Absence of an investment strategy. An investment strategy holds a physician accountable for what types of investments they purchase, when they will get in and out of the market, and what their asset allocation will be. The investment strategy protects the physician from him or herself so they don’t react emotionally when markets are performing very well or performing poorly. Emotional reactions to market movements are some of the most impactful reasons physicians’ investments underperform and physicians do not reach their investment goals. An investment strategy is designed to protect the investor from their own emotional decisions.

Failure to prepare for the unexpected. Simply put, many physicians don’t have enough disability and life insurance. Without adequate coverage, your financial goals and the goals of your family are at risk in the event of a long-term disability or your premature death. Protect yourself so you and your family can still reach financial goals even if you are unable to work or if you die early. Additionally, many physicians do not finish the process of creating a will or other estate planning documents. This can cause confusion at death and even cause assets to go to unintended recipients, such as ex-spouses or siblings, instead of current spouses and children.
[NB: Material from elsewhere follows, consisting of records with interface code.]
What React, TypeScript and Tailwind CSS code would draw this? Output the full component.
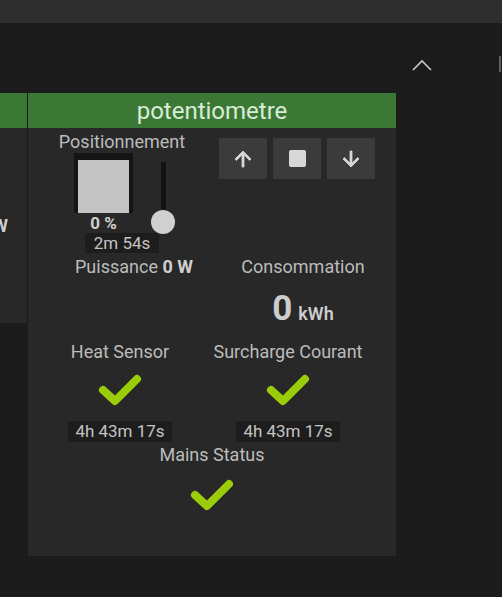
import React from "react";

const font = { fontFamily: "Roboto, 'Noto Sans', sans-serif" };

function Check() {
  return (
    <svg width="44" height="32" viewBox="0 0 44 32" fill="none">
      <polyline
        points="5,16 17,27 39,5"
        stroke="#9acc0a"
        strokeWidth="8"
        strokeLinecap="round"
        strokeLinejoin="round"
      />
    </svg>
  );
}

function Stamp({ children }: { children: React.ReactNode }) {
  return (
    <div className="h-[21px] whitespace-nowrap bg-[#1d1d1d] px-[7px] text-[17px] leading-[21px] text-[#c4c4c4]">
      {children}
    </div>
  );
}

function Btn({ children }: { children: React.ReactNode }) {
  return (
    <button className="flex h-[41px] w-[48px] items-center justify-center bg-[#3b3b3b]">
      {children}
    </button>
  );
}

export default function App() {
  return (
    <div className="h-[597px] w-[502px] overflow-hidden bg-[#1b1b1b]" style={font}>
      {/* barre du haut */}
      <div className="h-[23px] bg-[#2e2e2e]" />

      {/* zone outils */}
      <div className="flex h-[70px] items-start">
        <div className="flex-1" />
        <svg width="20" height="13" viewBox="0 0 20 13" className="mr-[67px] mt-[35px]" fill="none">
          <polyline points="1,12 10,3 19,12" stroke="#c8c8c8" strokeWidth="1.6" />
        </svg>
        <div className="mr-[1px] mt-[33px] h-[16px] w-[2px] bg-[#55606b]" />
      </div>

      <div className="flex items-start gap-[1px]">
        {/* carte de gauche, coupée */}
        <div className="w-[27px]">
          <div className="h-[35px] bg-[#3b7836]" />
          <div className="h-[195px] overflow-hidden bg-[#272727] pt-[87px]">
            <div className="flex justify-end whitespace-nowrap pr-[19px] text-[18px] font-bold leading-[21px] text-[#cfcfcf]">
              0 W
            </div>
          </div>
        </div>

        {/* carte potentiometre */}
        <div className="h-[463px] w-[368px] bg-[#282828]">
          <div className="flex h-[35px] items-center justify-center bg-[#3b7836] text-[24px] leading-[28px] text-[#d9ecd5]">
            potentiometre
          </div>

          {/* ligne 1 */}
          <div className="flex">
            <div className="flex w-[188px] flex-col items-center pt-[3px]">
              <div className="text-[18px] leading-[21px] text-[#bcbcbc]">Positionnement</div>
              <div className="ml-[5px] mt-[1px] flex h-[78px] items-start">
                <div className="flex w-[59px] flex-col items-center">
                  <div className="h-[60px] w-[59px] bg-[#141414] px-[4px] pt-[7px]">
                    <div className="h-full w-full bg-[#c4c4c4]" />
                  </div>
                  <div className="mt-[2px] text-[17px] font-bold leading-[16px] text-[#d0d0d0]">0 %</div>
                </div>
                <div className="ml-[18px] flex w-[24px] flex-col items-center">
                  <div className="mt-[9px] h-[60px] w-[5px] bg-[#121212]" />
                  <div className="-mt-[12px] h-[24px] w-[24px] rounded-full bg-[#d0d0d0]" />
                </div>
              </div>
              <div className="mt-[2px] h-[20px] bg-[#1d1d1d] px-[9px] text-[17px] leading-[20px] text-[#c4c4c4]">
                2m 54s
              </div>
            </div>
            <div className="flex gap-[6px] pl-[3px] pt-[10px]">
              <Btn>
                <svg width="24" height="24" viewBox="0 0 24 24" fill="#d8d8d8">
                  <path d="M4 12l1.41 1.41L11 7.83V20h2V7.83l5.58 5.59L20 12l-8-8-8 8z" stroke="#d8d8d8" strokeWidth="0.8" />
                </svg>
              </Btn>
              <Btn>
                <div className="h-[17px] w-[17px] rounded-[2px] bg-[#d8d8d8]" />
              </Btn>
              <Btn>
                <svg width="24" height="24" viewBox="0 0 24 24" fill="#d8d8d8">
                  <path d="M20 12l-1.41-1.41L13 16.17V4h-2v12.17l-5.58-5.59L4 12l8 8 8-8z" stroke="#d8d8d8" strokeWidth="0.8" />
                </svg>
              </Btn>
            </div>
          </div>

          {/* ligne 2 */}
          <div className="mt-[3px] flex items-start">
            <div className="w-[188px] pl-[47px] text-[18px] leading-[21px] text-[#bcbcbc]">
              Puissance <span className="font-bold text-[#d0d0d0]">0 W</span>
            </div>
            <div className="flex w-[174px] flex-col items-center">
              <div className="text-[18px] leading-[21px] text-[#bcbcbc]">Consommation</div>
              <div className="mt-[14px] flex items-baseline gap-[6px] text-[#cdcdcd]">
                <span className="text-[35px] font-bold leading-[36px]">0</span>
                <span className="text-[18px] font-semibold leading-[21px]">kWh</span>
              </div>
            </div>
          </div>

          {/* ligne 3 */}
          <div className="mt-[14px] flex">
            <div className="flex w-[184px] flex-col items-center">
              <div className="whitespace-nowrap text-[18px] leading-[21px] text-[#bcbcbc]">Heat Sensor</div>
              <div className="mt-[12px]">
                <Check />
              </div>
              <div className="mt-[15px]">
                <Stamp>4h 43m 17s</Stamp>
              </div>
            </div>
            <div className="flex w-[152px] flex-col items-center">
              <div className="whitespace-nowrap text-[18px] leading-[21px] text-[#bcbcbc]">Surcharge Courant</div>
              <div className="mt-[12px]">
                <Check />
              </div>
              <div className="mt-[15px]">
                <Stamp>4h 43m 17s</Stamp>
              </div>
            </div>
          </div>

          {/* ligne 4 */}
          <div className="mt-[2px] flex flex-col items-center">
            <div className="text-[18px] leading-[21px] text-[#bcbcbc]">Mains Status</div>
            <div className="mt-[14px]">
              <Check />
            </div>
          </div>
        </div>
      </div>
    </div>
  );
}
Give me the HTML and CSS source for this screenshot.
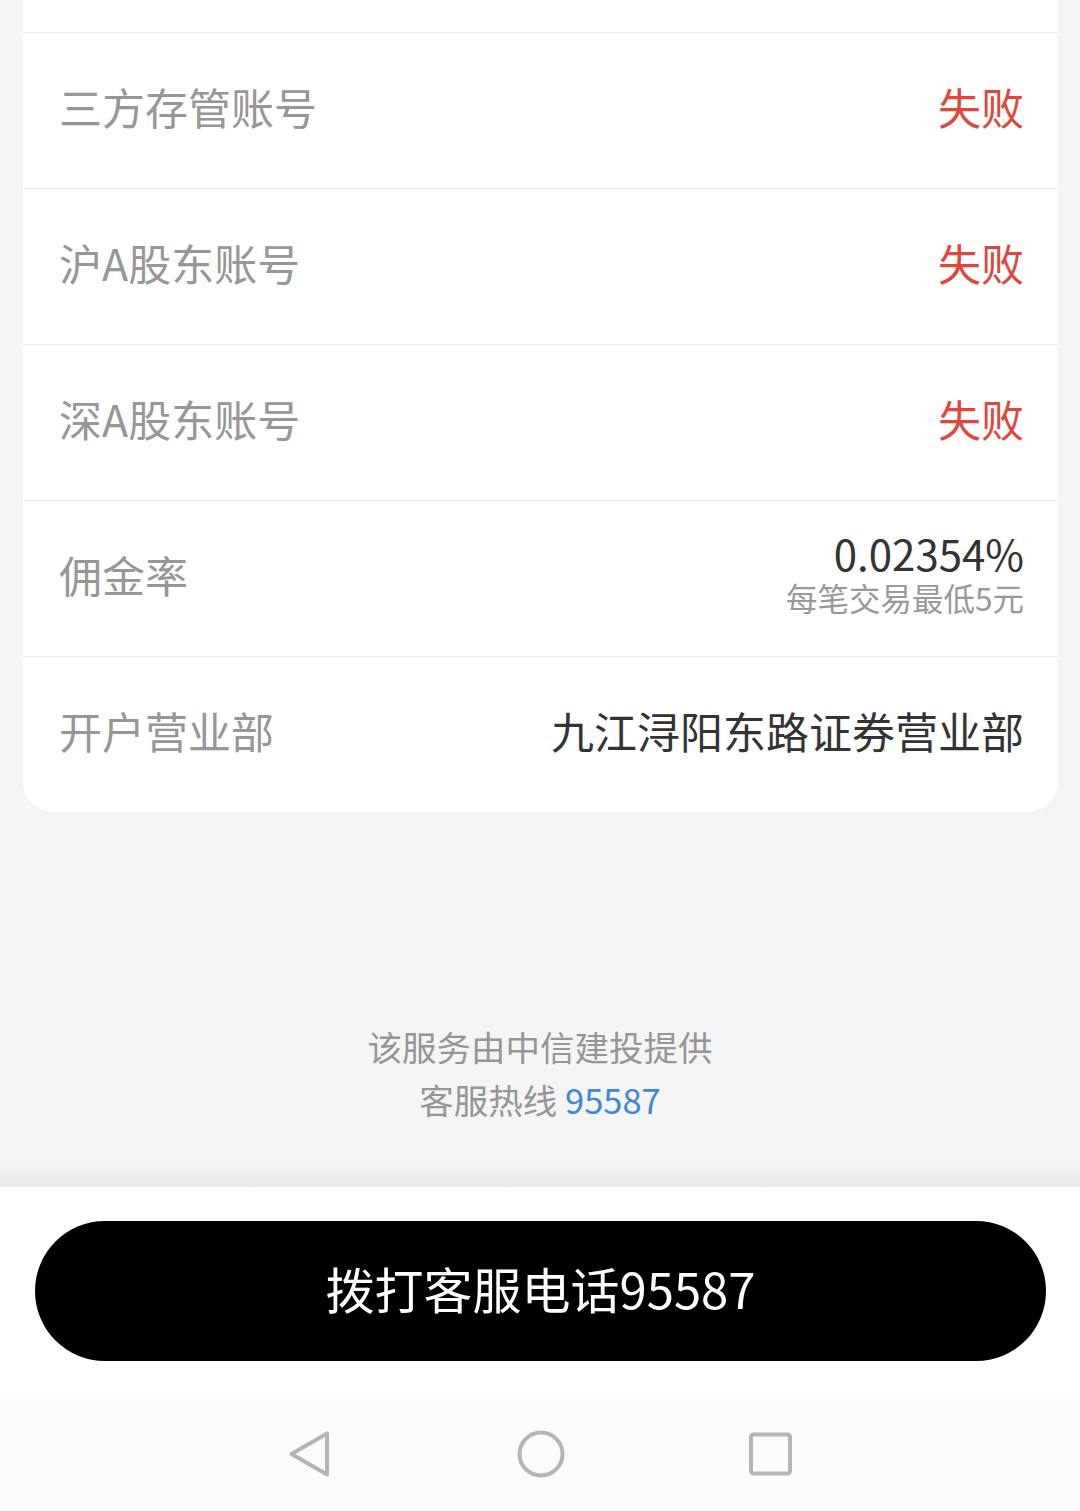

Lifestyle creep. Frequently, we see physicians start splashing the cash right out of their residency or fellowship programs. They buy a big home or a new car, dine at fancy restaurants, and generally start living an extravagant lifestyle. This often comes at the expense of saving for financial goals later in life. The realization that their focus needs to change comes too late, and there isn’t enough time or money available to catch up. Be careful about how you spend your money, especially early in your career.

All these mistakes are avoidable. If you want the best chance for financial success, be cognizant of these mistakes while executing your financial plan.